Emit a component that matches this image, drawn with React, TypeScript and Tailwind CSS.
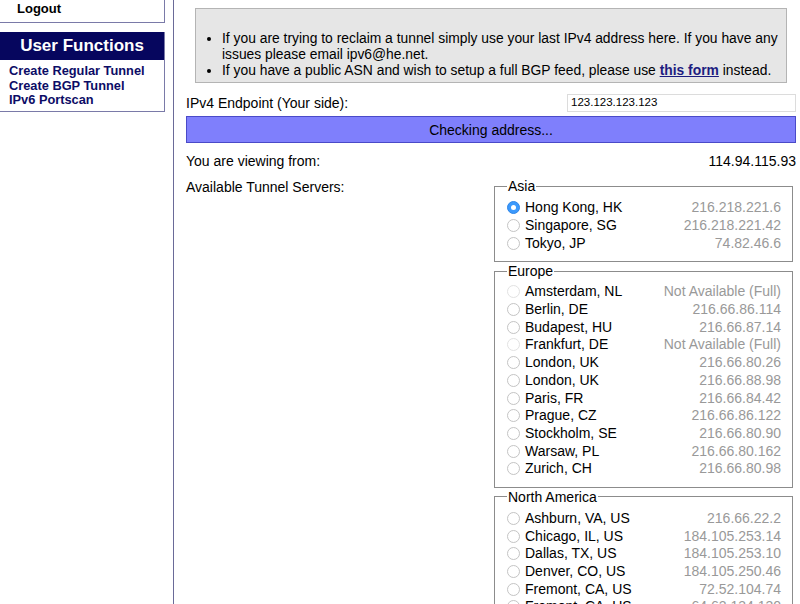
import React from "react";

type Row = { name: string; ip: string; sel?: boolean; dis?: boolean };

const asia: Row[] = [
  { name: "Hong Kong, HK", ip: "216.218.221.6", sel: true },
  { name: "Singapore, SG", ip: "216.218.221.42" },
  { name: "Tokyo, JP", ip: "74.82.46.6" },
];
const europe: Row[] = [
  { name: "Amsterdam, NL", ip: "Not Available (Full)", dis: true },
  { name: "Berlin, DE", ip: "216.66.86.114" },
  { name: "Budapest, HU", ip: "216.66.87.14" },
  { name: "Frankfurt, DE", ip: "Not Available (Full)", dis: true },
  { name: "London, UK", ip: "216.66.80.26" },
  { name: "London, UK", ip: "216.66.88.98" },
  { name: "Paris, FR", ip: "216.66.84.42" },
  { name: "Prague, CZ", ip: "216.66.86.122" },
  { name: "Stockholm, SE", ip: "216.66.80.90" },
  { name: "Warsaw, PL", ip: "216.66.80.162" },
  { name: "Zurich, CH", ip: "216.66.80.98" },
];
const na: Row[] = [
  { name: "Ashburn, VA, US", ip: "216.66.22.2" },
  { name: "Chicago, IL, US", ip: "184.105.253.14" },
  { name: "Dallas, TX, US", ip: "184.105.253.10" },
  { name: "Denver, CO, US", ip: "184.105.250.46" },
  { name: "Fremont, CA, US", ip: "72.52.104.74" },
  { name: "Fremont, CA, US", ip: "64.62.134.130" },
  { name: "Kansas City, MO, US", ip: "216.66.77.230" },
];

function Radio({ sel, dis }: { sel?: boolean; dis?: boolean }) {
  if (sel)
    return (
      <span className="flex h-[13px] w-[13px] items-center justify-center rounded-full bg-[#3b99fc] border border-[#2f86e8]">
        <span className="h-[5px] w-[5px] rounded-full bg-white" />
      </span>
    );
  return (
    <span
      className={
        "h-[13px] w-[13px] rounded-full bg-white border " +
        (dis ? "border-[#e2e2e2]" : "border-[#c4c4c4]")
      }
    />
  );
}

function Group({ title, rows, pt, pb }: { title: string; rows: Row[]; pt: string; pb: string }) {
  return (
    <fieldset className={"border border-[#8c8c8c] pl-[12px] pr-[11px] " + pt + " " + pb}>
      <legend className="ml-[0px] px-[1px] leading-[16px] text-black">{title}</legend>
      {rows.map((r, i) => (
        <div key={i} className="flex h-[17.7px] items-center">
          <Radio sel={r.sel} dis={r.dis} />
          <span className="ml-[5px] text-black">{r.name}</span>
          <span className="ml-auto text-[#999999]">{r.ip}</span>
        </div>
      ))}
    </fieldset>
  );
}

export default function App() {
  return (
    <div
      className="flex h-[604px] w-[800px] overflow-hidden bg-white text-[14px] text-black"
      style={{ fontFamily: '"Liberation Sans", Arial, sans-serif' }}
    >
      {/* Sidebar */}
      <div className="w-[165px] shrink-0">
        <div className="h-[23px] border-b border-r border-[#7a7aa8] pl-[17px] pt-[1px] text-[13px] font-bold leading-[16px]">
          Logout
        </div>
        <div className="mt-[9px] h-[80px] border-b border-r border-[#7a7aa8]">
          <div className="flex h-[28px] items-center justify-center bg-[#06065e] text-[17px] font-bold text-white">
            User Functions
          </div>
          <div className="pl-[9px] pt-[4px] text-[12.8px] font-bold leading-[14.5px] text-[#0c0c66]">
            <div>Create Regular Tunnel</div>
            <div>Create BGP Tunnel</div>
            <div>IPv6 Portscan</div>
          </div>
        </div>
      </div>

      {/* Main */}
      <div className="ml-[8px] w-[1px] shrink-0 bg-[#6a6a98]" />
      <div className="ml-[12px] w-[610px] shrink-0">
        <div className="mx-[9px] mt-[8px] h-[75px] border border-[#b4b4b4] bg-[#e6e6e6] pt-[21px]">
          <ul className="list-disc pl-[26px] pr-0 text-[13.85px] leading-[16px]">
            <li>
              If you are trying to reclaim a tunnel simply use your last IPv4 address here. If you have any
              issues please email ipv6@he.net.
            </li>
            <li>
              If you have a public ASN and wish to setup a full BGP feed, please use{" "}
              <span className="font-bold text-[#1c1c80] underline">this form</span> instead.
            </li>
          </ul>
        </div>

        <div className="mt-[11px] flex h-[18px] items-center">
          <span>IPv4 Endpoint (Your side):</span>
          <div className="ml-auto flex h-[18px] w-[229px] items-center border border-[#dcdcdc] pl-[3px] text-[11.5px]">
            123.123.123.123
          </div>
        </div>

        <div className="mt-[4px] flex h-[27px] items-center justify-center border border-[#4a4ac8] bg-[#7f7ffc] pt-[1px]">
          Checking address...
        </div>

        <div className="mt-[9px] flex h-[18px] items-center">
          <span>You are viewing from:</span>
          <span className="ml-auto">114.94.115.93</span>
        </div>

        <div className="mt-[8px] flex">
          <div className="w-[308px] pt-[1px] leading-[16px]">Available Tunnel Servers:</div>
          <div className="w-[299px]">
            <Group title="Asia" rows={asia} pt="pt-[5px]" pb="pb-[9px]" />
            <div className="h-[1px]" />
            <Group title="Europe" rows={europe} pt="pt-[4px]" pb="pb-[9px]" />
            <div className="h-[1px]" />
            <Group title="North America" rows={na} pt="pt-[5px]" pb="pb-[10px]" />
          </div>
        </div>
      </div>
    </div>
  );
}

---+---

● Task brief
Print each line of the material above exactly, with the pictures removed from your copy.

● Solution to the problem
Emit a component that matches this image, drawn with React, TypeScript and Tailwind CSS.
import React from "react";

type Row = { name: string; ip: string; sel?: boolean; dis?: boolean };

const asia: Row[] = [
  { name: "Hong Kong, HK", ip: "216.218.221.6", sel: true },
  { name: "Singapore, SG", ip: "216.218.221.42" },
  { name: "Tokyo, JP", ip: "74.82.46.6" },
];
const europe: Row[] = [
  { name: "Amsterdam, NL", ip: "Not Available (Full)", dis: true },
  { name: "Berlin, DE", ip: "216.66.86.114" },
  { name: "Budapest, HU", ip: "216.66.87.14" },
  { name: "Frankfurt, DE", ip: "Not Available (Full)", dis: true },
  { name: "London, UK", ip: "216.66.80.26" },
  { name: "London, UK", ip: "216.66.88.98" },
  { name: "Paris, FR", ip: "216.66.84.42" },
  { name: "Prague, CZ", ip: "216.66.86.122" },
  { name: "Stockholm, SE", ip: "216.66.80.90" },
  { name: "Warsaw, PL", ip: "216.66.80.162" },
  { name: "Zurich, CH", ip: "216.66.80.98" },
];
const na: Row[] = [
  { name: "Ashburn, VA, US", ip: "216.66.22.2" },
  { name: "Chicago, IL, US", ip: "184.105.253.14" },
  { name: "Dallas, TX, US", ip: "184.105.253.10" },
  { name: "Denver, CO, US", ip: "184.105.250.46" },
  { name: "Fremont, CA, US", ip: "72.52.104.74" },
  { name: "Fremont, CA, US", ip: "64.62.134.130" },
  { name: "Kansas City, MO, US", ip: "216.66.77.230" },
];

function Radio({ sel, dis }: { sel?: boolean; dis?: boolean }) {
  if (sel)
    return (
      <span className="flex h-[13px] w-[13px] items-center justify-center rounded-full bg-[#3b99fc] border border-[#2f86e8]">
        <span className="h-[5px] w-[5px] rounded-full bg-white" />
      </span>
    );
  return (
    <span
      className={
        "h-[13px] w-[13px] rounded-full bg-white border " +
        (dis ? "border-[#e2e2e2]" : "border-[#c4c4c4]")
      }
    />
  );
}

function Group({ title, rows, pt, pb }: { title: string; rows: Row[]; pt: string; pb: string }) {
  return (
    <fieldset className={"border border-[#8c8c8c] pl-[12px] pr-[11px] " + pt + " " + pb}>
      <legend className="ml-[0px] px-[1px] leading-[16px] text-black">{title}</legend>
      {rows.map((r, i) => (
        <div key={i} className="flex h-[17.7px] items-center">
          <Radio sel={r.sel} dis={r.dis} />
          <span className="ml-[5px] text-black">{r.name}</span>
          <span className="ml-auto text-[#999999]">{r.ip}</span>
        </div>
      ))}
    </fieldset>
  );
}

export default function App() {
  return (
    <div
      className="flex h-[604px] w-[800px] overflow-hidden bg-white text-[14px] text-black"
      style={{ fontFamily: '"Liberation Sans", Arial, sans-serif' }}
    >
      {/* Sidebar */}
      <div className="w-[165px] shrink-0">
        <div className="h-[23px] border-b border-r border-[#7a7aa8] pl-[17px] pt-[1px] text-[13px] font-bold leading-[16px]">
          Logout
        </div>
        <div className="mt-[9px] h-[80px] border-b border-r border-[#7a7aa8]">
          <div className="flex h-[28px] items-center justify-center bg-[#06065e] text-[17px] font-bold text-white">
            User Functions
          </div>
          <div className="pl-[9px] pt-[4px] text-[12.8px] font-bold leading-[14.5px] text-[#0c0c66]">
            <div>Create Regular Tunnel</div>
            <div>Create BGP Tunnel</div>
            <div>IPv6 Portscan</div>
          </div>
        </div>
      </div>

      {/* Main */}
      <div className="ml-[8px] w-[1px] shrink-0 bg-[#6a6a98]" />
      <div className="ml-[12px] w-[610px] shrink-0">
        <div className="mx-[9px] mt-[8px] h-[75px] border border-[#b4b4b4] bg-[#e6e6e6] pt-[21px]">
          <ul className="list-disc pl-[26px] pr-0 text-[13.85px] leading-[16px]">
            <li>
              If you are trying to reclaim a tunnel simply use your last IPv4 address here. If you have any
              issues please email ipv6@he.net.
            </li>
            <li>
              If you have a public ASN and wish to setup a full BGP feed, please use{" "}
              <span className="font-bold text-[#1c1c80] underline">this form</span> instead.
            </li>
          </ul>
        </div>

        <div className="mt-[11px] flex h-[18px] items-center">
          <span>IPv4 Endpoint (Your side):</span>
          <div className="ml-auto flex h-[18px] w-[229px] items-center border border-[#dcdcdc] pl-[3px] text-[11.5px]">
            123.123.123.123
          </div>
        </div>

        <div className="mt-[4px] flex h-[27px] items-center justify-center border border-[#4a4ac8] bg-[#7f7ffc] pt-[1px]">
          Checking address...
        </div>

        <div className="mt-[9px] flex h-[18px] items-center">
          <span>You are viewing from:</span>
          <span className="ml-auto">114.94.115.93</span>
        </div>

        <div className="mt-[8px] flex">
          <div className="w-[308px] pt-[1px] leading-[16px]">Available Tunnel Servers:</div>
          <div className="w-[299px]">
            <Group title="Asia" rows={asia} pt="pt-[5px]" pb="pb-[9px]" />
            <div className="h-[1px]" />
            <Group title="Europe" rows={europe} pt="pt-[4px]" pb="pb-[9px]" />
            <div className="h-[1px]" />
            <Group title="North America" rows={na} pt="pt-[5px]" pb="pb-[10px]" />
          </div>
        </div>
      </div>
    </div>
  );
}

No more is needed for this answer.